テンプレートの拡充、画像のリサイズなどの機能や書き出し先のプラットフォームが追加されると、非クリエイターにとって品質の高い広告動画を量産できる環境がひとつ手に入るかもしれない。欲を言えば、画像以外に動画も登録できるテンプレートが加われば、よりインパクトのある広告が手軽に制作できるようになるだろう。正式版に期待したい。

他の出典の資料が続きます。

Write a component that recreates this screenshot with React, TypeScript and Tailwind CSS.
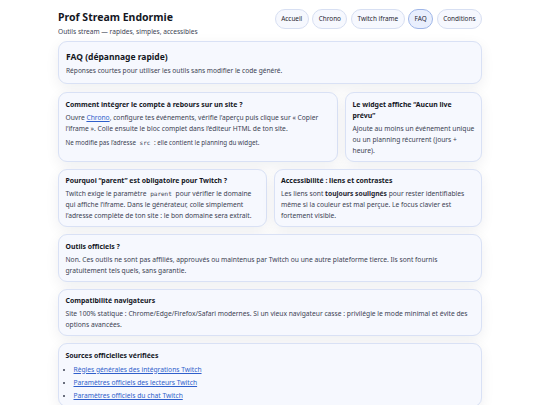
import { type ReactNode } from "react";

const card = "rounded-[9px] border border-[#d9e1f5] bg-[#f6f8fe] shadow-[0_4px_14px_rgba(20,30,60,0.07)]";

function Card({ title, children, className = "" }: { title: ReactNode; children: ReactNode; className?: string }) {
	return (
		<div className={`${card} pt-[5.5px] pr-[5px] pb-[5px] pl-[6.5px] ${className}`}>
			<h3 className="text-[6.9px] font-bold leading-[11px] text-[#14171f]">{title}</h3>
			<div className="mt-[2px] text-[6.7px] leading-[11px] text-[#3b4252]">{children}</div>
		</div>
	);
}

function A({ children }: { children: ReactNode }) {
	return <a href="#" className="text-[#2f5fcb] underline underline-offset-[1px]">{children}</a>;
}

const mono = "px-[2px] font-['DejaVu_Sans_Mono',monospace] text-[6px] leading-none";

export default function App() {
	const nav = ["Accueil", "Chrono", "Twitch iframe", "FAQ", "Conditions"];

	return (
		<div className="min-h-[405px] bg-white font-['Noto_Sans',sans-serif]">
			<div className="mx-auto w-[424px] pt-[9px]">
				<header className="flex items-start justify-between">
					<div className="pt-[1px]">
						<h1 className="text-[10.5px] font-bold leading-[14px] text-[#14171f]">Prof Stream Endormie</h1>
						<p className="mt-[3px] text-[6.6px] leading-[10px] text-[#3b4252]">Outils stream — rapides, simples, accessibles</p>
					</div>
					<nav className="flex gap-[3.5px]">
						{nav.map((n) => (
							<a
								key={n}
								href="#"
								className={`flex h-[20px] items-center rounded-full border px-[5.5px] text-[6.4px] text-[#1f2430] ${
									n === "FAQ" ? "border-[#9fb6e8] bg-[#e9effd]" : "border-[#d7dff2] bg-[#f6f8fe]"
								}`}
							>
								{n}
							</a>
						))}
					</nav>
				</header>

				<div className={`${card} mt-[4px] px-[7px] pt-[8px] pb-[7px]`}>
					<h2 className="text-[8.5px] font-bold leading-[13px] text-[#14171f]">FAQ (dépannage rapide)</h2>
					<p className="mt-[2px] text-[6.6px] leading-[11px] text-[#3b4252]">Réponses courtes pour utiliser les outils sans modifier le code généré.</p>
				</div>

				<div className="mt-[8px] grid grid-cols-[280px_1fr] gap-[7px]">
					<Card title="Comment intégrer le compte à rebours sur un site ?">
						<p>
							Ouvre <A>Chrono</A>, configure tes événements, vérifie l’aperçu puis clique sur « Copier l’iframe ». Colle ensuite le bloc complet dans l’éditeur HTML de ton site.
						</p>
						<p className="mt-[3px] text-[6.2px] leading-[11px]">
							Ne modifie pas l’adresse <code className={mono}>src</code> : elle contient le planning du widget.
						</p>
					</Card>
					<Card title="Le widget affiche “Aucun live prévu”">
						<p>Ajoute au moins un événement unique ou un planning récurrent (jours + heure).</p>
					</Card>
				</div>

				<div className="mt-[7px] grid grid-cols-2 gap-[7px]">
					<Card title="Pourquoi “parent” est obligatoire pour Twitch ?">
						<p>
							Twitch exige le paramètre <code className={mono}>parent</code> pour vérifier le domaine qui affiche l’iframe. Dans le générateur, colle simplement l’adresse complète de ton site : le bon domaine sera extrait.
						</p>
					</Card>
					<Card title="Accessibilité : liens et contrastes">
						<p>
							Les liens sont <strong className="font-bold text-[#1f2430]">toujours soulignés</strong> pour rester identifiables même si la couleur est mal perçue. Le focus clavier est fortement visible.
						</p>
					</Card>
				</div>

				<div className="mt-[7px] flex flex-col gap-[7px] pb-[10px]">
					<Card title="Outils officiels ?">
						<p>Non. Ces outils ne sont pas affiliés, approuvés ou maintenus par Twitch ou une autre plateforme tierce. Ils sont fournis gratuitement tels quels, sans garantie.</p>
					</Card>
					<Card title="Compatibilité navigateurs">
						<p>Site 100% statique : Chrome/Edge/Firefox/Safari modernes. Si un vieux navigateur casse : privilégie le mode minimal et évite des options avancées.</p>
					</Card>
					<Card title="Sources officielles vérifiées">
						<ul className="mt-[3px] list-disc space-y-[2px] pl-[8px] marker:text-[#3b4252]">
							<li><A>Règles générales des intégrations Twitch</A></li>
							<li><A>Paramètres officiels des lecteurs Twitch</A></li>
							<li><A>Paramètres officiels du chat Twitch</A></li>
						</ul>
					</Card>
				</div>
			</div>
		</div>
	);
}
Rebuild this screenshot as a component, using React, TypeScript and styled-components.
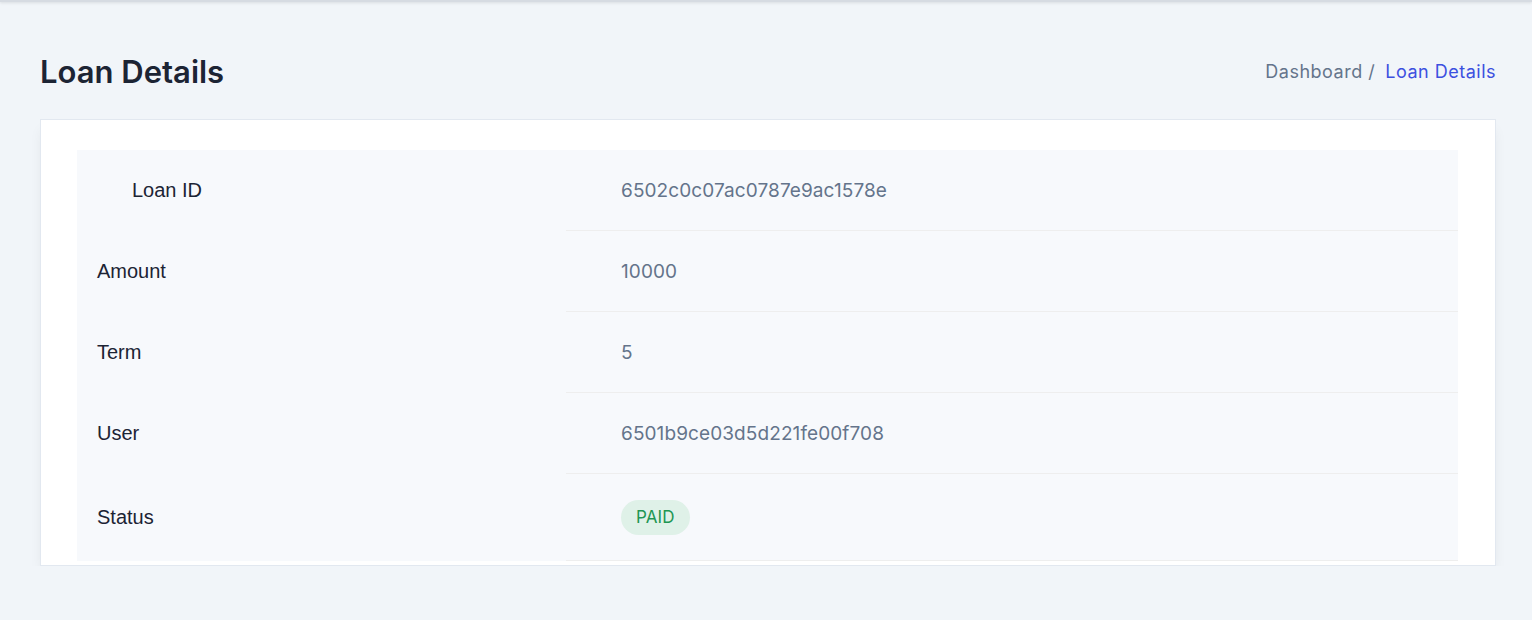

▲動画を登録したあとの画面。「Create a new version of this ad」をクリックすると、制作した動画をテンプレートとした制作画面が開き、同じ素材でバリエーションを量産することも可能だ。

 

 

COLUMN

広告に特化されたテンプレート

テンプレートの完成度は高いが、現時点ではサンプル的にバリエーションを見せている印象だ。実際に作ってみると、どういった画像が適しているのかもわかってくる。

Promote app download
Google Playストアでのアプリ訴求に特化したデザインで、スマホ閲覧用の縦型も用意されている。トランジションにも凝っており、画面をよりしっかり見せる「Promote your app」もある。

 

Show phone interaction
スマートフォンの画面に画像が表示され、指が次々とスワイプしていくデザインで、アプリやWEBサービスの紹介に特化した内容。色やBGMで大きく印象が変わるので、意外に汎用性は高い。

 

Showcase a product or brand
2.5Dの奥行き表現など、WEBプロモーション動画としての基本設計をしっかりと踏襲した作り。フォントや画像、音楽を吟味すれば、プロの作品に引けを取らない仕上がりになるだろう。